— Start —

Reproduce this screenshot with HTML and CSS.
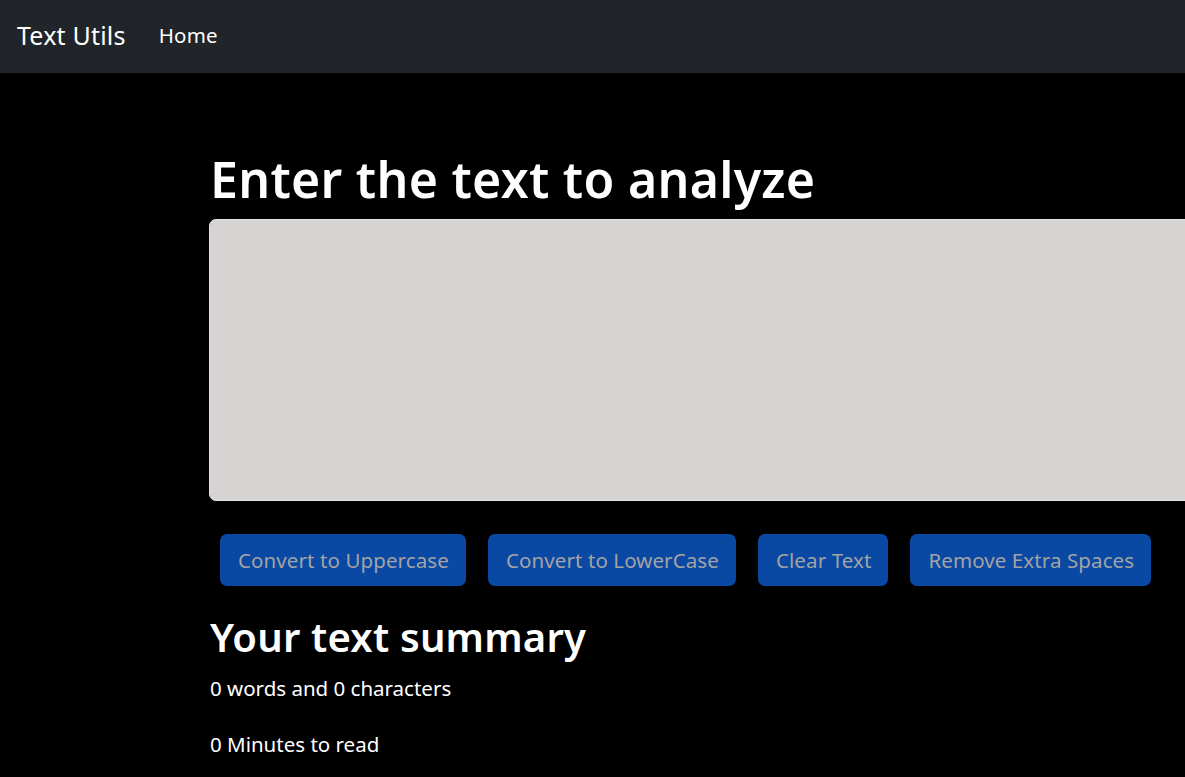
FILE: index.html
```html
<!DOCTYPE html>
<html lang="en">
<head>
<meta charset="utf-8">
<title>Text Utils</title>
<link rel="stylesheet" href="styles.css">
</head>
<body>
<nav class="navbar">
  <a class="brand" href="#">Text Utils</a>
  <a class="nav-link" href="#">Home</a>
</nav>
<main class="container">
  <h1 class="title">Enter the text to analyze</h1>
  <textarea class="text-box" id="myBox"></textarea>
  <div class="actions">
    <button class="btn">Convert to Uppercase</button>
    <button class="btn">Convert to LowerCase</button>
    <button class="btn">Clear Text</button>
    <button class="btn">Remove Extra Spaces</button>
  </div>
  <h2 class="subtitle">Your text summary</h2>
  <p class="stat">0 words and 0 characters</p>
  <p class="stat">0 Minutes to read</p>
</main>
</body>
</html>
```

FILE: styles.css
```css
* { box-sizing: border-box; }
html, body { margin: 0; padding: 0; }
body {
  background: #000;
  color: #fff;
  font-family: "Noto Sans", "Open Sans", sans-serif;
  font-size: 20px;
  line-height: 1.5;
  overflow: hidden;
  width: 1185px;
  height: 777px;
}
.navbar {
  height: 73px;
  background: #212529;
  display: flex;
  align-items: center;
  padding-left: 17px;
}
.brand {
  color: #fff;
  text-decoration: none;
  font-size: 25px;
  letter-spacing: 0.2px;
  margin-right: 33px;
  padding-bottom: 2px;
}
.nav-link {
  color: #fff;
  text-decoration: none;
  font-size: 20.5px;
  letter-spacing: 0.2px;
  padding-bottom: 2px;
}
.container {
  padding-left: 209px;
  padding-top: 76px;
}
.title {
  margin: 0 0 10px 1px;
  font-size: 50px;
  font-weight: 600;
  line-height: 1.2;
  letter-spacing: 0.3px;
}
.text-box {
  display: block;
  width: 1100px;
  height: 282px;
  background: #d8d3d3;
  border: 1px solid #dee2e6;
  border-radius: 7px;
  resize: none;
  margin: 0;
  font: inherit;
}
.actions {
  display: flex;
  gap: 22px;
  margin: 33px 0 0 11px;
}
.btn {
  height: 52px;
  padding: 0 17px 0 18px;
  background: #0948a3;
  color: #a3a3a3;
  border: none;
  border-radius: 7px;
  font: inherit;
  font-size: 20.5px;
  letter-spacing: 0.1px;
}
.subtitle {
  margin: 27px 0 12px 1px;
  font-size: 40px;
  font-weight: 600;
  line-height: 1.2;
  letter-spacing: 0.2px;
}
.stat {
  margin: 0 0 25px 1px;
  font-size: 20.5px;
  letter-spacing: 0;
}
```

— End —

__Exercise description__
Reproduce the listing word for word and omit its pictures.

__Answer in full__
Reproduce this screenshot with HTML and CSS.
FILE: index.html
```html
<!DOCTYPE html>
<html lang="en">
<head>
<meta charset="utf-8">
<title>Text Utils</title>
<link rel="stylesheet" href="styles.css">
</head>
<body>
<nav class="navbar">
  <a class="brand" href="#">Text Utils</a>
  <a class="nav-link" href="#">Home</a>
</nav>
<main class="container">
  <h1 class="title">Enter the text to analyze</h1>
  <textarea class="text-box" id="myBox"></textarea>
  <div class="actions">
    <button class="btn">Convert to Uppercase</button>
    <button class="btn">Convert to LowerCase</button>
    <button class="btn">Clear Text</button>
    <button class="btn">Remove Extra Spaces</button>
  </div>
  <h2 class="subtitle">Your text summary</h2>
  <p class="stat">0 words and 0 characters</p>
  <p class="stat">0 Minutes to read</p>
</main>
</body>
</html>
```

FILE: styles.css
```css
* { box-sizing: border-box; }
html, body { margin: 0; padding: 0; }
body {
  background: #000;
  color: #fff;
  font-family: "Noto Sans", "Open Sans", sans-serif;
  font-size: 20px;
  line-height: 1.5;
  overflow: hidden;
  width: 1185px;
  height: 777px;
}
.navbar {
  height: 73px;
  background: #212529;
  display: flex;
  align-items: center;
  padding-left: 17px;
}
.brand {
  color: #fff;
  text-decoration: none;
  font-size: 25px;
  letter-spacing: 0.2px;
  margin-right: 33px;
  padding-bottom: 2px;
}
.nav-link {
  color: #fff;
  text-decoration: none;
  font-size: 20.5px;
  letter-spacing: 0.2px;
  padding-bottom: 2px;
}
.container {
  padding-left: 209px;
  padding-top: 76px;
}
.title {
  margin: 0 0 10px 1px;
  font-size: 50px;
  font-weight: 600;
  line-height: 1.2;
  letter-spacing: 0.3px;
}
.text-box {
  display: block;
  width: 1100px;
  height: 282px;
  background: #d8d3d3;
  border: 1px solid #dee2e6;
  border-radius: 7px;
  resize: none;
  margin: 0;
  font: inherit;
}
.actions {
  display: flex;
  gap: 22px;
  margin: 33px 0 0 11px;
}
.btn {
  height: 52px;
  padding: 0 17px 0 18px;
  background: #0948a3;
  color: #a3a3a3;
  border: none;
  border-radius: 7px;
  font: inherit;
  font-size: 20.5px;
  letter-spacing: 0.1px;
}
.subtitle {
  margin: 27px 0 12px 1px;
  font-size: 40px;
  font-weight: 600;
  line-height: 1.2;
  letter-spacing: 0.2px;
}
.stat {
  margin: 0 0 25px 1px;
  font-size: 20.5px;
  letter-spacing: 0;
}
```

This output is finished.